▶ **Task statement**
Pictures aside, repeat every entry exactly.

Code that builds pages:
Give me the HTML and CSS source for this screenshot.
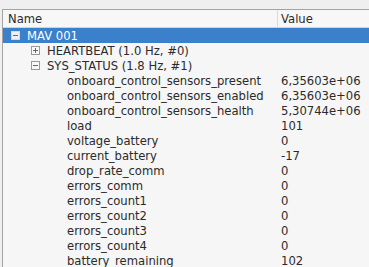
FILE: index.html
```html
<!DOCTYPE html>
<html lang="en">
<head>
    <meta charset="UTF-8">
    <title>MAVLink Inspector</title>
    <link rel="stylesheet" href="styles.css">
</head>
<body>
    <div class="tree">
        <div class="header">
            <div class="col-name">Name</div>
            <div class="col-value">Value</div>
        </div>

        <div class="row selected">
            <div class="col-name lvl0"><span class="toggle minus"></span>MAV 001</div>
            <div class="col-value"></div>
        </div>
        <div class="row">
            <div class="col-name lvl1"><span class="toggle plus"></span>HEARTBEAT (1.0 Hz, #0)</div>
            <div class="col-value"></div>
        </div>
        <div class="row">
            <div class="col-name lvl1"><span class="toggle minus"></span>SYS_STATUS (1.8 Hz, #1)</div>
            <div class="col-value"></div>
        </div>
        <div class="row"><div class="col-name lvl2">onboard_control_sensors_present</div><div class="col-value">6,35603e+06</div></div>
        <div class="row"><div class="col-name lvl2">onboard_control_sensors_enabled</div><div class="col-value">6,35603e+06</div></div>
        <div class="row"><div class="col-name lvl2">onboard_control_sensors_health</div><div class="col-value">5,30744e+06</div></div>
        <div class="row"><div class="col-name lvl2">load</div><div class="col-value">101</div></div>
        <div class="row"><div class="col-name lvl2">voltage_battery</div><div class="col-value">0</div></div>
        <div class="row"><div class="col-name lvl2">current_battery</div><div class="col-value">-17</div></div>
        <div class="row"><div class="col-name lvl2">drop_rate_comm</div><div class="col-value">0</div></div>
        <div class="row"><div class="col-name lvl2">errors_comm</div><div class="col-value">0</div></div>
        <div class="row"><div class="col-name lvl2">errors_count1</div><div class="col-value">0</div></div>
        <div class="row"><div class="col-name lvl2">errors_count2</div><div class="col-value">0</div></div>
        <div class="row"><div class="col-name lvl2">errors_count3</div><div class="col-value">0</div></div>
        <div class="row"><div class="col-name lvl2">errors_count4</div><div class="col-value">0</div></div>
        <div class="row"><div class="col-name lvl2">battery_remaining</div><div class="col-value">102</div></div>
    </div>
</body>
</html>
```

FILE: styles.css
```css
* {
    box-sizing: border-box;
}
html, body {
    height: 100%;
    overflow: hidden;
}
body {
    margin: 0;
    padding: 9px 0 0 2px;
    background-color: #efefef;
    font-family: "DejaVu Sans", sans-serif;
    font-size: 11.6px;
    color: #2a2a2a;
}
.tree {
    height: 100%;
    background-color: #f6f6f6;
    border-top: 1px solid #a3a3a3;
    border-left: 1px solid #a3a3a3;
}
.header {
    display: flex;
    height: 18px;
    background-color: #f7f7f7;
    border-bottom: 1px solid #d2d2d2;
}
.header .col-name {
    padding-left: 5px;
    border-right: 1px solid #dcdcdc;
}
.row {
    display: flex;
    height: 15px;
}
.row.selected {
    background-color: #3b80cb;
    color: white;
}
.col-name {
    width: 275px;
    flex-shrink: 0;
    white-space: nowrap;
    display: flex;
    align-items: center;
}
.col-value {
    padding-left: 3px;
    white-space: nowrap;
    display: flex;
    align-items: center;
}
.lvl0 { padding-left: 8px; }
.lvl1 { padding-left: 28px; }
.lvl2 { padding-left: 64px; }
.toggle {
    position: relative;
    width: 9px;
    height: 9px;
    border: 1px solid #9a9a9a;
    background-color: #f8f8f8;
    margin-right: 7px;
    flex-shrink: 0;
}
.selected .toggle {
    border-color: #d8d8d8;
    background-color: #f0f0f0;
}
.toggle::before {
    content: "";
    position: absolute;
    left: 1px;
    top: 3px;
    width: 5px;
    height: 1px;
    background-color: #6a6a6a;
}
.toggle.plus::after {
    content: "";
    position: absolute;
    left: 3px;
    top: 1px;
    width: 1px;
    height: 5px;
    background-color: #6a6a6a;
}
```
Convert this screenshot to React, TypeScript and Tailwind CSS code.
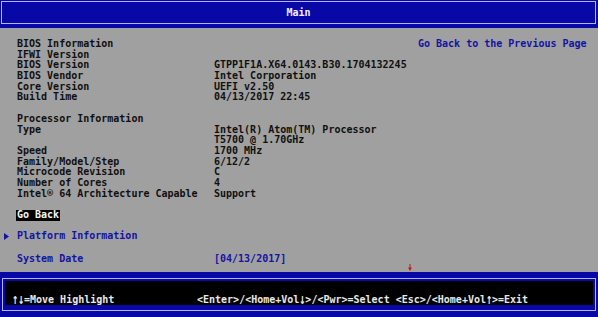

▶ **Expected answer**
Give me the HTML and CSS source for this screenshot.
FILE: index.html
```html
<!DOCTYPE html>
<html lang="en">
<head>
    <meta charset="UTF-8">
    <title>MAVLink Inspector</title>
    <link rel="stylesheet" href="styles.css">
</head>
<body>
    <div class="tree">
        <div class="header">
            <div class="col-name">Name</div>
            <div class="col-value">Value</div>
        </div>

        <div class="row selected">
            <div class="col-name lvl0"><span class="toggle minus"></span>MAV 001</div>
            <div class="col-value"></div>
        </div>
        <div class="row">
            <div class="col-name lvl1"><span class="toggle plus"></span>HEARTBEAT (1.0 Hz, #0)</div>
            <div class="col-value"></div>
        </div>
        <div class="row">
            <div class="col-name lvl1"><span class="toggle minus"></span>SYS_STATUS (1.8 Hz, #1)</div>
            <div class="col-value"></div>
        </div>
        <div class="row"><div class="col-name lvl2">onboard_control_sensors_present</div><div class="col-value">6,35603e+06</div></div>
        <div class="row"><div class="col-name lvl2">onboard_control_sensors_enabled</div><div class="col-value">6,35603e+06</div></div>
        <div class="row"><div class="col-name lvl2">onboard_control_sensors_health</div><div class="col-value">5,30744e+06</div></div>
        <div class="row"><div class="col-name lvl2">load</div><div class="col-value">101</div></div>
        <div class="row"><div class="col-name lvl2">voltage_battery</div><div class="col-value">0</div></div>
        <div class="row"><div class="col-name lvl2">current_battery</div><div class="col-value">-17</div></div>
        <div class="row"><div class="col-name lvl2">drop_rate_comm</div><div class="col-value">0</div></div>
        <div class="row"><div class="col-name lvl2">errors_comm</div><div class="col-value">0</div></div>
        <div class="row"><div class="col-name lvl2">errors_count1</div><div class="col-value">0</div></div>
        <div class="row"><div class="col-name lvl2">errors_count2</div><div class="col-value">0</div></div>
        <div class="row"><div class="col-name lvl2">errors_count3</div><div class="col-value">0</div></div>
        <div class="row"><div class="col-name lvl2">errors_count4</div><div class="col-value">0</div></div>
        <div class="row"><div class="col-name lvl2">battery_remaining</div><div class="col-value">102</div></div>
    </div>
</body>
</html>
```

FILE: styles.css
```css
* {
    box-sizing: border-box;
}
html, body {
    height: 100%;
    overflow: hidden;
}
body {
    margin: 0;
    padding: 9px 0 0 2px;
    background-color: #efefef;
    font-family: "DejaVu Sans", sans-serif;
    font-size: 11.6px;
    color: #2a2a2a;
}
.tree {
    height: 100%;
    background-color: #f6f6f6;
    border-top: 1px solid #a3a3a3;
    border-left: 1px solid #a3a3a3;
}
.header {
    display: flex;
    height: 18px;
    background-color: #f7f7f7;
    border-bottom: 1px solid #d2d2d2;
}
.header .col-name {
    padding-left: 5px;
    border-right: 1px solid #dcdcdc;
}
.row {
    display: flex;
    height: 15px;
}
.row.selected {
    background-color: #3b80cb;
    color: white;
}
.col-name {
    width: 275px;
    flex-shrink: 0;
    white-space: nowrap;
    display: flex;
    align-items: center;
}
.col-value {
    padding-left: 3px;
    white-space: nowrap;
    display: flex;
    align-items: center;
}
.lvl0 { padding-left: 8px; }
.lvl1 { padding-left: 28px; }
.lvl2 { padding-left: 64px; }
.toggle {
    position: relative;
    width: 9px;
    height: 9px;
    border: 1px solid #9a9a9a;
    background-color: #f8f8f8;
    margin-right: 7px;
    flex-shrink: 0;
}
.selected .toggle {
    border-color: #d8d8d8;
    background-color: #f0f0f0;
}
.toggle::before {
    content: "";
    position: absolute;
    left: 1px;
    top: 3px;
    width: 5px;
    height: 1px;
    background-color: #6a6a6a;
}
.toggle.plus::after {
    content: "";
    position: absolute;
    left: 3px;
    top: 1px;
    width: 1px;
    height: 5px;
    background-color: #6a6a6a;
}
```
Convert this screenshot to React, TypeScript and Tailwind CSS code.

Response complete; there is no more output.